The New York-based online travel company has been acting exactly as it shouldn't lately. Earlier this month,
it reported a 26-cent-a-share profit for the fourth quarter -- 2 cents below the Street's forecasts -- but it subsequently rallied to a four-month high. Analysts grumbled about how opaque the company's finances are even as they upgraded the stock.
There are different forces at play here, neither of which has much to do with value investing: Namely, it's a battle between investors shorting the stock and others who take a look at technical factors that could force those short-sellers into a painful squeeze.
Until recently, the shorts had the upper hand. According to
, they had sold short nearly 2.5 million shares last month, enough to require 11 days of average trading volume to buy them all back.
But others see a chance to light a fire under the shorts. The result has been a tug of war over the stock that the bulls are winning.
After the disappointing earnings report, Travelzoo shares tumbled as much as 6% the next day. Then it began a slow, steady comeback, rising to close at $35.75 last week. On Monday, the stock closed at $35.85.
All told, Travelzoo is up 25% since the low it posted in January. That's enough to make any short-seller nervous.
Adding strength to Travelzoo's postearnings momentum were two research desks, at First Albany and Stifel Nicolaus (neither of which has an underwriting relationship with Travelzoo), which bumped up their ratings after the disappointing fourth-quarter report.

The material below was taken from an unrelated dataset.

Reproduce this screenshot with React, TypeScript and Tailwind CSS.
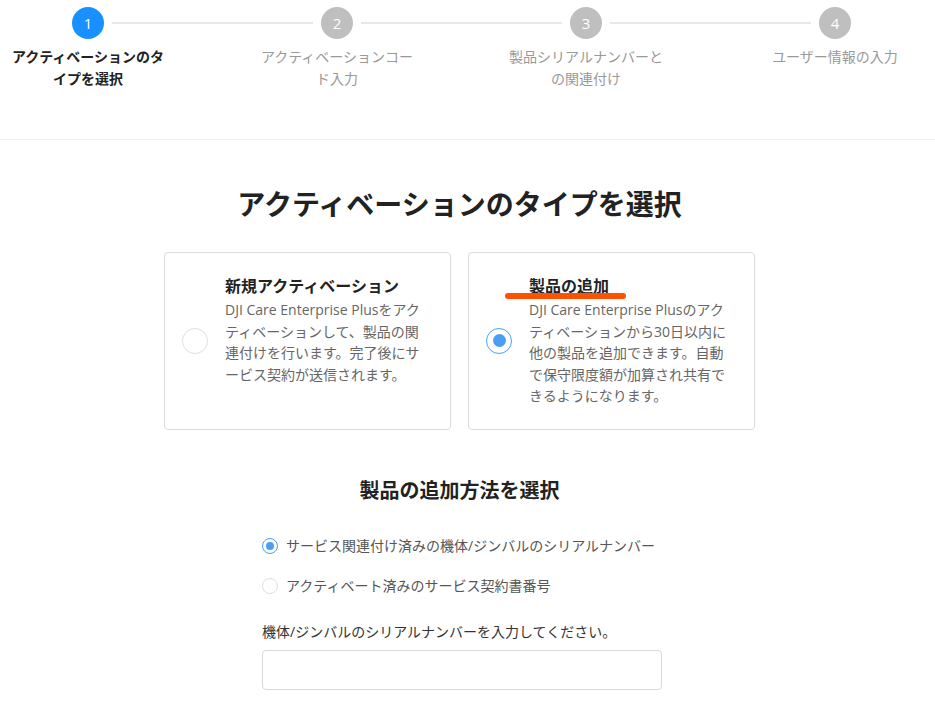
const font = { fontFamily: '"Open Sans", "Noto Sans CJK JP", sans-serif' };

const steps = [
  { n: 1, lines: ["アクティベーションのタ", "イプを選択"], active: true },
  { n: 2, lines: ["アクティベーションコー", "ド入力"] },
  { n: 3, lines: ["製品シリアルナンバーと", "の関連付け"] },
  { n: 4, lines: ["ユーザー情報の入力"] },
];

function Stepper() {
  return (
    <div className="grid grid-cols-[176px_176px_176px_176px] gap-x-[73px] pt-[7px] h-[139px]">
      {steps.map((s, i) => (
        <div key={s.n} className="relative flex flex-col items-center">
          <div
            className={`flex h-8 w-8 items-center justify-center rounded-full text-[15px] text-white ${
              s.active ? "bg-[#1890ff]" : "bg-[#bfbfbf]"
            }`}
          >
            {s.n}
          </div>
          {i < steps.length - 1 && (
            <div className="absolute left-[112px] top-[15px] h-[2px] w-[201px] bg-[#e8e8e8]" />
          )}
          <div
            className={`mt-[7px] text-center text-[14px] leading-[22px] ${
              s.active ? "font-bold text-[#222]" : "text-[#999]"
            }`}
          >
            {s.lines.map((l) => (
              <div key={l}>{l}</div>
            ))}
          </div>
        </div>
      ))}
    </div>
  );
}

function Radio({ checked, size = "lg" }: { checked?: boolean; size?: "lg" | "sm" }) {
  if (size === "lg") {
    return (
      <div
        className={`flex h-[26px] w-[26px] shrink-0 items-center justify-center rounded-full border-[1.5px] ${
          checked ? "border-[#4a9ff5]" : "border-[#dcdfe6]"
        }`}
      >
        {checked && <div className="h-[13px] w-[13px] rounded-full bg-[#4a9ff5]" />}
      </div>
    );
  }
  return (
    <div
      className={`flex h-4 w-4 shrink-0 items-center justify-center rounded-full border ${
        checked ? "border-[#4a9ff5]" : "border-[#dcdfe6]"
      }`}
    >
      {checked && <div className="h-2 w-2 rounded-full bg-[#4a9ff5]" />}
    </div>
  );
}

function Card({
  title,
  lines,
  checked,
  mark,
}: {
  title: string;
  lines: string[];
  checked?: boolean;
  mark?: boolean;
}) {
  return (
    <div className="flex w-[287px] items-center rounded-[4px] border border-[#dcdcdc] pl-[17px] pr-4 py-[22px]">
      <Radio checked={checked} />
      <div className="ml-[17px] self-start">
        <div className="relative text-[16px] font-bold leading-[22px] text-[#222]">
          {title}
          {mark && (
            <div className="absolute left-[-24px] top-[18px] h-[6px] w-[121px] rounded-full bg-[#ff5100]" />
          )}
        </div>
        <div className="mt-[2px] text-[14px] leading-[21.5px] text-[#666]">
          {lines.map((l) => (
            <div key={l} className="whitespace-nowrap">
              {l}
            </div>
          ))}
        </div>
      </div>
    </div>
  );
}

export default function App() {
  return (
    <div className="min-h-[704px] bg-white" style={font}>
      <Stepper />
      <div className="h-px bg-[#f0f0f0]" />
      <div className="w-[919px]">
        <h1 className="mt-[44px] text-center text-[28px] font-bold leading-[40px] text-[#222]">
          アクティベーションのタイプを選択
        </h1>
        <div className="mt-[28px] flex justify-center gap-[17px]">
          <Card
            title="新規アクティベーション"
            lines={[
              "DJI Care Enterprise Plusをアク",
              "ティベーションして、製品の関",
              "連付けを行います。完了後にサ",
              "ービス契約が送信されます。",
            ]}
          />
          <Card
            title="製品の追加"
            checked
            mark
            lines={[
              "DJI Care Enterprise Plusのアク",
              "ティベーションから30日以内に",
              "他の製品を追加できます。自動",
              "で保守限度額が加算され共有で",
              "きるようになります。",
            ]}
          />
        </div>
        <h2 className="mt-[46px] text-center text-[20px] font-bold leading-[30px] text-[#222]">
          製品の追加方法を選択
        </h2>
        <div className="ml-[262px] mt-[29px] w-[400px]">
          <label className="flex items-center gap-2 text-[14px] leading-[22px] text-[#555]">
            <Radio checked size="sm" />
            サービス関連付け済みの機体/ジンバルのシリアルナンバー
          </label>
          <label className="mt-[18px] flex items-center gap-2 text-[14px] leading-[22px] text-[#555]">
            <Radio size="sm" />
            アクティベート済みのサービス契約書番号
          </label>
          <div className="mt-[24px] text-[14px] leading-[22px] text-[#333]">
            機体/ジンバルのシリアルナンバーを入力してください。
          </div>
          <input
            className="mt-[7px] h-10 w-[400px] rounded-[4px] border border-[#d9d9d9] px-3 text-[14px] outline-none"
            type="text"
          />
        </div>
      </div>
    </div>
  );
}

But here too the news was not exactly what you might expect. Neither analyst had much enthusiasm for Travelzoo itself, either qualifying the improved outlook with underlying reservations or citing more technical and short-term factors for the stock's rising.
"The company gives no information about its business to allow an investor to make a rational investment decision," wrote Scott Devitt and Marla Block of Stifel Nicolaus in a postearnings research note that lifted the rating to hold from sell.
But, they added, Travelzoo's pre-rally valuation was attractive and it is "a high-margin business in an industry with respectable long-term rates of growth. ... We remain cautious on the company due to management share distribution, limited information and slowing trends in the North America business."
That's not exactly what you'd call pounding the table. Similarly, First Albany cited some technical factors in raising the shares from underperform to strong buy: the high short interest and the possibility of a slowdown in insider selling. Also, the loss of Travelocity as a customer in 2005 will stop dragging down year-over-year revenue figures, making for higher growth rates this year.
But not all analysts saw an opportunity in Travelzoo. Susquehanna lowered its 2007 EPS forecast to $1.25 from its previous estimate of $1.31, citing the company's fourth-quarter miss and the possibility of slow growth in the U.S. and high customer-acquisition costs in Europe. The firm has no underwriting relationship with Travelzoo.
However, hinting at a shared discomfort with Travelzoo's stinginess in sharing information, Susquehanna analyst Marianne Wolk allowed for a short bump in revenue this quarter because of a price increase the company implemented last month.
"While the company will not confirm the size of the increase, we know the 2006 rate change resulted in a 16% increase in revenue per subscriber between
the fourth quarter of 2005 and the first quarter of 2006, and that its rate increases were as high as 40% in some areas this year," Wolk wrote in a note.
"It is possible for the company to surpass our forecast for 5% quarter-on-quarter increases in revenue per subscriber -- a 3% quarter-on-quarter gain in total subscribers
and 8% increase in revenue."
The tone of caution that haunts analysts' comments on Travelzoo is at odds with the growth rates that the company has been seeing: Revenue in the fourth quarter hit $17.7 million, up a respectable 27% from the same quarter a year earlier.
At the same time, operating expenses fell 4% to $10 million from $10.4 million. That pushed up operating profit 118% on the year and helped lift net income 158%.
Those figures alone suggest a bright future for Travelzoo. But they're counterbalanced by other, darker factors: the inadequate guidance on financial performance, a tendency to post earnings at odds with estimates (which have disappointed in four of the last seven quarters), and the sustained attention of short-sellers.
All of that is a reminder of the importance of looking beyond the numbers themselves to gauge a stock's future prospects. Whether the shorts or the bulls will win out seems to be anyone's guess, but trading in Travelzoo should remain an entertaining, if volatile, proposition.